** Start of Data section **

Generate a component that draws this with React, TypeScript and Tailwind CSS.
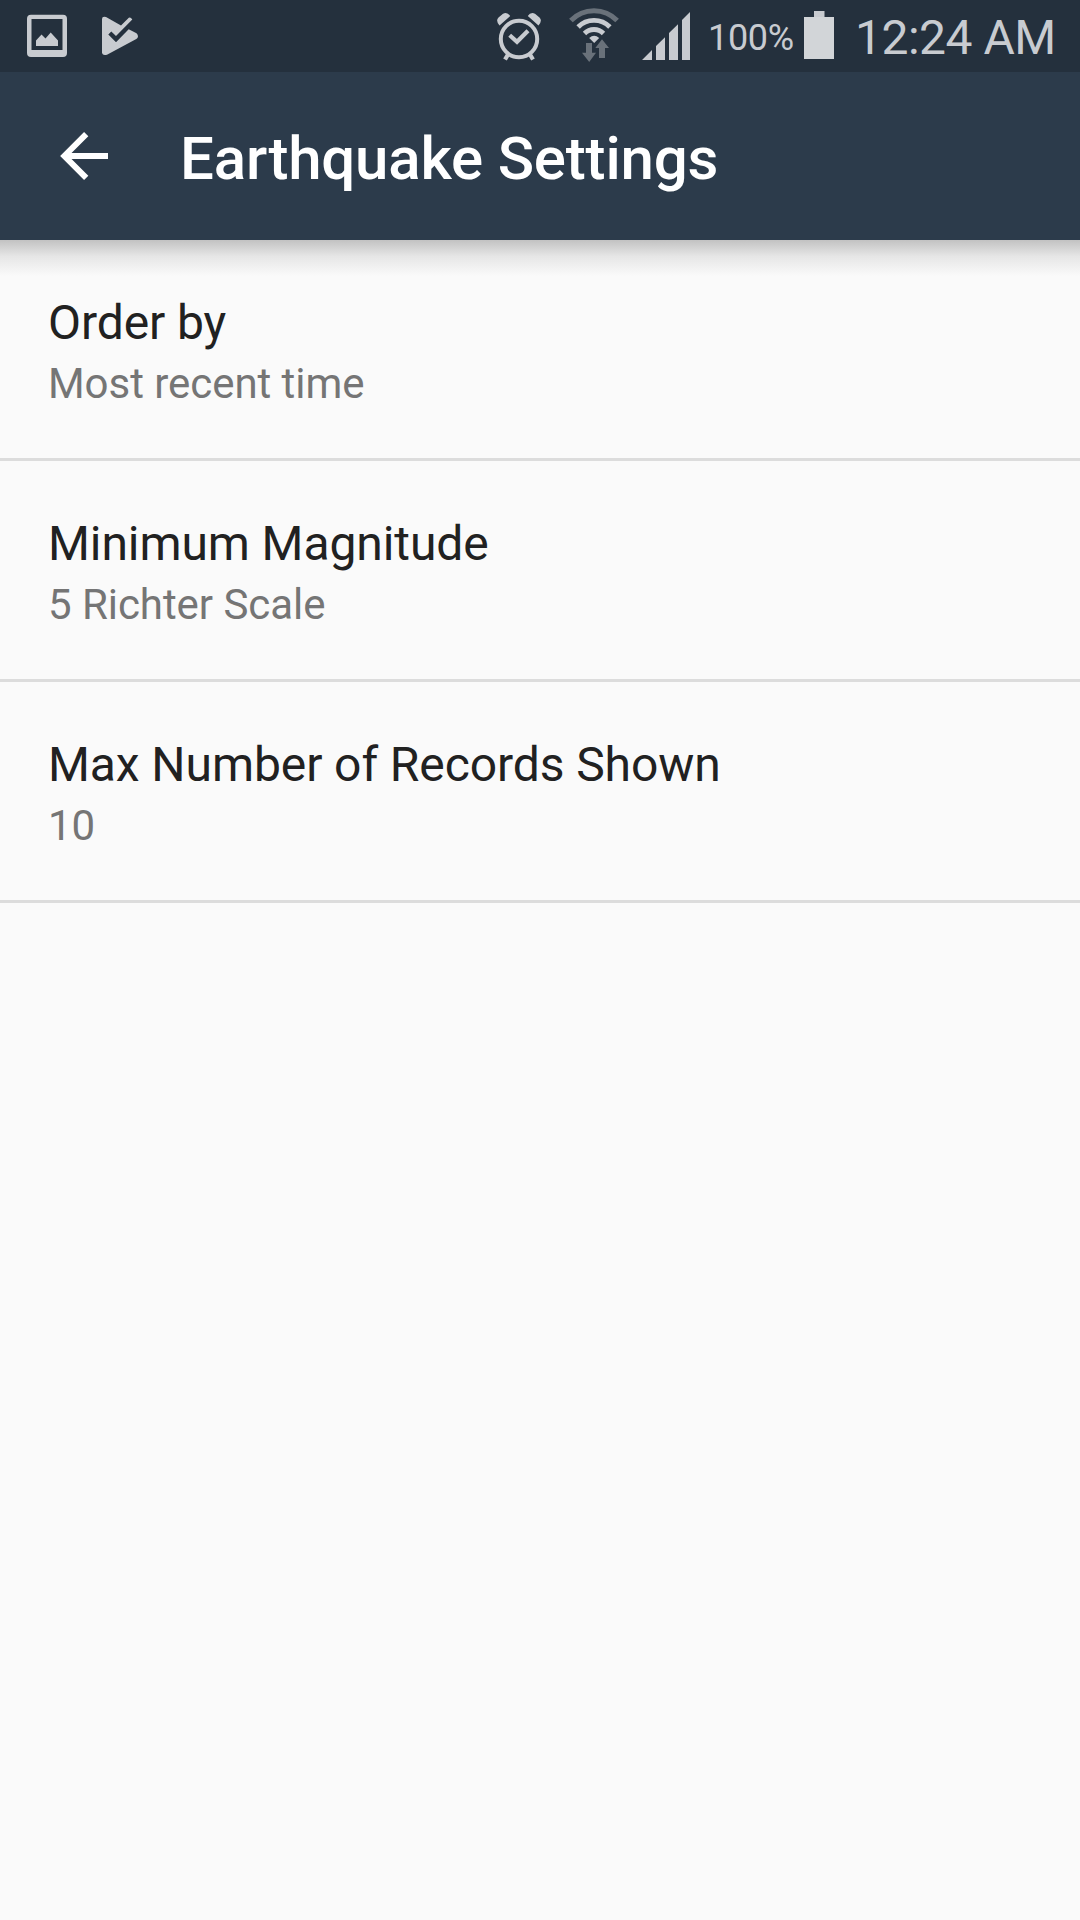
const settings = [
  { title: "Order by", summary: "Most recent time" },
  { title: "Minimum Magnitude", summary: "5 Richter Scale" },
  { title: "Max Number of Records Shown", summary: "10" },
];

function PictureIcon() {
  return (
    <svg className="ml-[27px] h-[72px] w-[40px] shrink-0" viewBox="27 0 40 72" fill="#c8cbd0">
      <path fillRule="evenodd" d="M31 14.7H63a4 4 0 0 1 4 4V53a4 4 0 0 1-4 4H31a4 4 0 0 1-4-4V18.700a4 4 0 0 1 4-4ZM31.500 19V50H62.500V19Z" />
      <path d="M36 46V40.500L41.500 34.500L45.500 38.500L50.700 32.500L58 40.500V46Z" />
    </svg>
  );
}

function PlayCheckIcon() {
  return (
    <svg className="ml-[35px] h-[72px] w-[36px] shrink-0" viewBox="102 0 36 72" fill="#c8cbd0">
      <path d="M102 19Q102 16 106 17L121 25.600L128.800 17.800Q130 16.900 131 18L132.300 19.600L116 36L111.300 31.500L108.300 34.400L116 42.300L128.700 29.300L136.500 33.300Q138 34.500 138 36.500Q137.800 38 136.300 39L107 54.700Q102.800 56 102 53Z" />
    </svg>
  );
}

function AlarmIcon() {
  return (
    <svg className="h-[72px] w-[46px] shrink-0" viewBox="496 0 46 72" fill="none" stroke="#c8cbd0">
      <circle cx="519" cy="39" r="18.200" strokeWidth="4" />
      <path d="M509.700 35.200L517 41.800L528 30.800" strokeWidth="4.200" />
      <path d="M508.300 54L505 59.500M529.700 54L533 59.500" strokeWidth="4.200" />
      <path d="M499.500 25.500Q495.300 20.500 498.500 17.500L503 13.700Q507.500 11.800 510.200 16ZM538.500 25.500Q542.700 20.500 539.500 17.500L535 13.700Q530.500 11.800 527.800 16Z" fill="#c8cbd0" stroke="none" />
    </svg>
  );
}

function WifiIcon() {
  return (
    <svg className="ml-[27px] h-[72px] w-[50px] shrink-0" viewBox="569 0 50 72" fill="none">
      <path d="M570.900 20.600A32 32 0 0 1 617.100 20.600" stroke="#69717a" strokeWidth="5" />
      <path d="M578.100 27A22.200 22.200 0 0 1 609.900 27" stroke="#c8cbd0" strokeWidth="4.800" />
      <path d="M584.500 33.500A13.300 13.300 0 0 1 603.500 33.500" stroke="#c8cbd0" strokeWidth="4.800" />
      <path d="M594.200 43L589.200 38Q594.200 33.500 599.200 38Z" fill="#c8cbd0" />
      <path d="M586 43H592V52.700H596L589.200 62L582 52.700H586ZM602 39.300L609 48H605V58H599V48H595.300Z" fill="#69717a" />
    </svg>
  );
}

function SignalIcon() {
  return (
    <svg className="ml-[23px] h-[72px] w-[48px] shrink-0" viewBox="642 0 48 72" fill="#c8cbd0">
      <path d="M642 60L652 50V60ZM656 60V46L665 37.300V60ZM669 60V33L678 24.300V60ZM682 60V20L690 12V60Z" />
    </svg>
  );
}

function BatteryIcon() {
  return (
    <svg className="h-[72px] w-[30px] shrink-0" viewBox="804 0 30 72">
      <path d="M814 11H824.500V17H814Z" fill="#c8cbd0" />
      <path d="M804 17H834V59H804Z" fill="#d2d5d8" />
    </svg>
  );
}

function StatusBar() {
  return (
    <div className="flex h-[72px] items-start bg-[#24303d] text-[#c8cbd0]">
      <PictureIcon />
      <PlayCheckIcon />
      <div className="ml-auto flex">
        <AlarmIcon />
        <WifiIcon />
        <SignalIcon />
        <span className="w-[114px] pt-[17px] pl-[18px] text-[36px] leading-[42px] tracking-[-0.3px] whitespace-nowrap">100%</span>
        <BatteryIcon />
        <span className="w-[246px] pt-[10px] pl-[21px] text-[48px] leading-[56px] tracking-[-0.5px] whitespace-nowrap">12:24 AM</span>
      </div>
    </div>
  );
}

export default function App() {
  return (
    <div className="h-[1920px] w-[1080px] overflow-hidden bg-[#fafafa] font-['Roboto',sans-serif]">
      <StatusBar />
      <header className="flex h-[168px] bg-[#2c3b4b] text-white">
        <svg className="mt-[60px] ml-[60px] h-12 w-12" viewBox="0 0 48 48" fill="none" stroke="currentColor" strokeWidth="6">
          <path d="M48 24H8M26.200 2.200L4.400 24L26.200 45.800" />
        </svg>
        <h1 className="mt-[52px] ml-[72px] text-[60px] leading-[70px] font-medium tracking-[-0.18px] whitespace-nowrap">Earthquake Settings</h1>
      </header>
      <main className="relative">
        <div className="pointer-events-none absolute inset-x-0 top-0 h-[36px] bg-linear-to-b from-[#c2c2c2] via-[#e6e6e6] via-45% to-[#fafafa]" />
        {settings.map(({ title, summary }) => (
          <section key={title} className="h-[221px] border-b-[3px] border-[#dcdcdc] px-12 pt-[55px]">
            <h2 className="text-[48px] leading-[56px] tracking-[-0.09px] text-[#212121]">{title}</h2>
            <p className="mt-[8px] text-[42px] leading-[49px] tracking-[-0.05px] text-[#757575]">{summary}</p>
          </section>
        ))}
      </main>
    </div>
  );
}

** End of Data section **

● Written problem
Omit the pictures, then quote the rest of the material above exactly.

● Response to the exercise
Generate a component that draws this with React, TypeScript and Tailwind CSS.
const settings = [
  { title: "Order by", summary: "Most recent time" },
  { title: "Minimum Magnitude", summary: "5 Richter Scale" },
  { title: "Max Number of Records Shown", summary: "10" },
];

function PictureIcon() {
  return (
    <svg className="ml-[27px] h-[72px] w-[40px] shrink-0" viewBox="27 0 40 72" fill="#c8cbd0">
      <path fillRule="evenodd" d="M31 14.7H63a4 4 0 0 1 4 4V53a4 4 0 0 1-4 4H31a4 4 0 0 1-4-4V18.700a4 4 0 0 1 4-4ZM31.500 19V50H62.500V19Z" />
      <path d="M36 46V40.500L41.500 34.500L45.500 38.500L50.700 32.500L58 40.500V46Z" />
    </svg>
  );
}

function PlayCheckIcon() {
  return (
    <svg className="ml-[35px] h-[72px] w-[36px] shrink-0" viewBox="102 0 36 72" fill="#c8cbd0">
      <path d="M102 19Q102 16 106 17L121 25.600L128.800 17.800Q130 16.900 131 18L132.300 19.600L116 36L111.300 31.500L108.300 34.400L116 42.300L128.700 29.300L136.500 33.300Q138 34.500 138 36.500Q137.800 38 136.300 39L107 54.700Q102.800 56 102 53Z" />
    </svg>
  );
}

function AlarmIcon() {
  return (
    <svg className="h-[72px] w-[46px] shrink-0" viewBox="496 0 46 72" fill="none" stroke="#c8cbd0">
      <circle cx="519" cy="39" r="18.200" strokeWidth="4" />
      <path d="M509.700 35.200L517 41.800L528 30.800" strokeWidth="4.200" />
      <path d="M508.300 54L505 59.500M529.700 54L533 59.500" strokeWidth="4.200" />
      <path d="M499.500 25.500Q495.300 20.500 498.500 17.500L503 13.700Q507.500 11.800 510.200 16ZM538.500 25.500Q542.700 20.500 539.500 17.500L535 13.700Q530.500 11.800 527.800 16Z" fill="#c8cbd0" stroke="none" />
    </svg>
  );
}

function WifiIcon() {
  return (
    <svg className="ml-[27px] h-[72px] w-[50px] shrink-0" viewBox="569 0 50 72" fill="none">
      <path d="M570.900 20.600A32 32 0 0 1 617.100 20.600" stroke="#69717a" strokeWidth="5" />
      <path d="M578.100 27A22.200 22.200 0 0 1 609.900 27" stroke="#c8cbd0" strokeWidth="4.800" />
      <path d="M584.500 33.500A13.300 13.300 0 0 1 603.500 33.500" stroke="#c8cbd0" strokeWidth="4.800" />
      <path d="M594.200 43L589.200 38Q594.200 33.500 599.200 38Z" fill="#c8cbd0" />
      <path d="M586 43H592V52.700H596L589.200 62L582 52.700H586ZM602 39.300L609 48H605V58H599V48H595.300Z" fill="#69717a" />
    </svg>
  );
}

function SignalIcon() {
  return (
    <svg className="ml-[23px] h-[72px] w-[48px] shrink-0" viewBox="642 0 48 72" fill="#c8cbd0">
      <path d="M642 60L652 50V60ZM656 60V46L665 37.300V60ZM669 60V33L678 24.300V60ZM682 60V20L690 12V60Z" />
    </svg>
  );
}

function BatteryIcon() {
  return (
    <svg className="h-[72px] w-[30px] shrink-0" viewBox="804 0 30 72">
      <path d="M814 11H824.500V17H814Z" fill="#c8cbd0" />
      <path d="M804 17H834V59H804Z" fill="#d2d5d8" />
    </svg>
  );
}

function StatusBar() {
  return (
    <div className="flex h-[72px] items-start bg-[#24303d] text-[#c8cbd0]">
      <PictureIcon />
      <PlayCheckIcon />
      <div className="ml-auto flex">
        <AlarmIcon />
        <WifiIcon />
        <SignalIcon />
        <span className="w-[114px] pt-[17px] pl-[18px] text-[36px] leading-[42px] tracking-[-0.3px] whitespace-nowrap">100%</span>
        <BatteryIcon />
        <span className="w-[246px] pt-[10px] pl-[21px] text-[48px] leading-[56px] tracking-[-0.5px] whitespace-nowrap">12:24 AM</span>
      </div>
    </div>
  );
}

export default function App() {
  return (
    <div className="h-[1920px] w-[1080px] overflow-hidden bg-[#fafafa] font-['Roboto',sans-serif]">
      <StatusBar />
      <header className="flex h-[168px] bg-[#2c3b4b] text-white">
        <svg className="mt-[60px] ml-[60px] h-12 w-12" viewBox="0 0 48 48" fill="none" stroke="currentColor" strokeWidth="6">
          <path d="M48 24H8M26.200 2.200L4.400 24L26.200 45.800" />
        </svg>
        <h1 className="mt-[52px] ml-[72px] text-[60px] leading-[70px] font-medium tracking-[-0.18px] whitespace-nowrap">Earthquake Settings</h1>
      </header>
      <main className="relative">
        <div className="pointer-events-none absolute inset-x-0 top-0 h-[36px] bg-linear-to-b from-[#c2c2c2] via-[#e6e6e6] via-45% to-[#fafafa]" />
        {settings.map(({ title, summary }) => (
          <section key={title} className="h-[221px] border-b-[3px] border-[#dcdcdc] px-12 pt-[55px]">
            <h2 className="text-[48px] leading-[56px] tracking-[-0.09px] text-[#212121]">{title}</h2>
            <p className="mt-[8px] text-[42px] leading-[49px] tracking-[-0.05px] text-[#757575]">{summary}</p>
          </section>
        ))}
      </main>
    </div>
  );
}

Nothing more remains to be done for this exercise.